Shepherds are the first and only witnesses to an angelic host who is loudly proclaiming about Jesus.
Shepherds were not the family friendly thing we think about like David was in the Bible
Shepherds were seen as intruders on land, thieves of water, and not dependable.
Untrustworthy and ceremonial unclean.
In fact, there was a law that said a shepherd could not be a witness in a legal dispute since the entire profession was seen as crooked and mistrust worthy
Shepherds are some of the worst witnesses and messengers, yet these are the ones the angels appeared to.
Because God isn’t looking at status, or how culture perceives, what is seen as weakness and foolish to the world is exactly what God uses over and over in Bible and our lives.
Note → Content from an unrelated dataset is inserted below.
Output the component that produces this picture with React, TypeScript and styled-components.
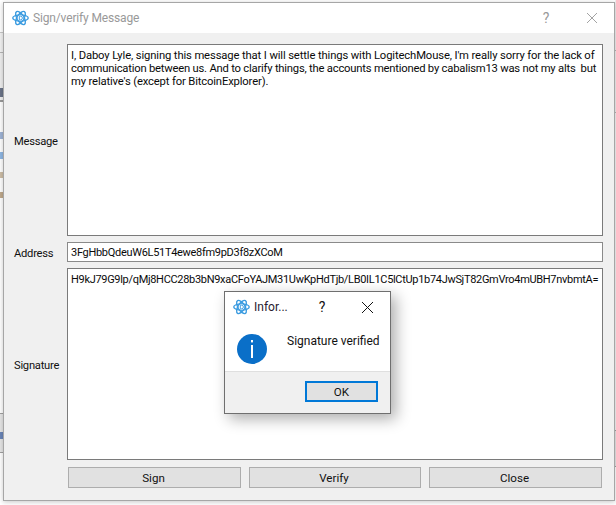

One of our pulls is to value what the culture values, whether it’s power, money, education, popularity, relationships, outrage, or being seen as good.
The biblical narratives take the opposite approach which is a struggle when you are trying to meet worldly status with status.
The outcast and the sinner are the worthy of God’s promise, the powerful and the righteous in our own ways are the ones who miss Jesus because we depend on the wrong focuses.
Last year a youth asked during retreat “How do I keep the high of camp?”
The Shepherds were absolutely in the high.
The glory of God’s invisible world revealed saying that Christ the Savior is here.
A host of angels appearing and shouting in v.14
“Glory to God in the highest,
And on earth peace among people with whom He is pleased.”
The high is here and this host of angels is showing something bigger than ever seen.
How do we keep the high?
We can’t keep it.
Not in the same way.
Shepherds couldn’t keep the angels from returning to heaven.